In der heutigen Welt fällt man ganz einfach um den Spaß um, sich einen Treffpunkt genau ausmachen zu müssen und dann trotzdem viele Stunden einander zu suchen, Tage in Bibliotheken ohne sinnvolles Ergebnis zu recherchieren oder blind einen Urlaubsort auszuwählen, um dann sein blaues Wunder zu erleben.
Wer sich heute nicht ausreichend informiert, gilt als mutig, nur weil er sein Geld mit vollen Händen für Dinge beim Fenster hinauswirft, die er eigentlich gar nicht konsumieren wollte. Wo bleibt denn da das Abenteuer?
Selbst unsere Liebsten sind auf dem ganzen Planeten jederzeit zu erreichen und kaum noch jemand morst oder schreibt Briefe und verschickt diese für ein kleines Vermögen. Nicht einmal Schiffe zerschellen mehr an den Klippen, wenn der Leuchtturmwärter wieder einmal besoffen im Bett liegt, denn sogar Segelboote haben heutzutage ein Navi.
Ein Gesundheitssystem, das noch nichts über Bakterien und Hygiene wusste, sorgte für eine angenehme Spannung im Operationssaal. Heutzutage schaffen es tatsächlich Menschen bis ins hohe Alter halbwegs schmerzfrei zu leben.
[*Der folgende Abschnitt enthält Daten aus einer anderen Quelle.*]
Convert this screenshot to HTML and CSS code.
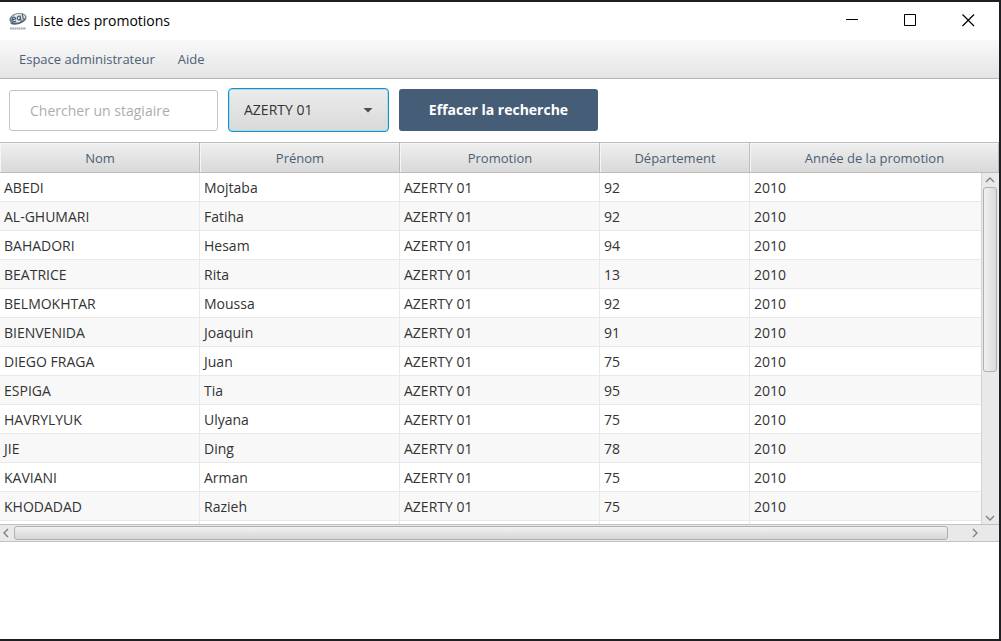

Wie langweilig?
Wenn man schon nicht mehr herumlaufen kann, dann möchte ich doch wenigstens, dass in meinem Körper die Party abgeht. Und selbst die Unterschicht hat heutzutage vor dem Gericht Rechte. Gute, alte Zeit, wo bist du nur geblieben?

Die Gegenwart ist grau und trist und gerade alte Menschen sind der Meinung: Früher war alles besser! Würdet ihr lieber in einer Zeit leben, wo ein Brief noch wahre Bedeutung hatte oder seid ihr mit den technischen Errungenschaften unseres Alltags glücklicher?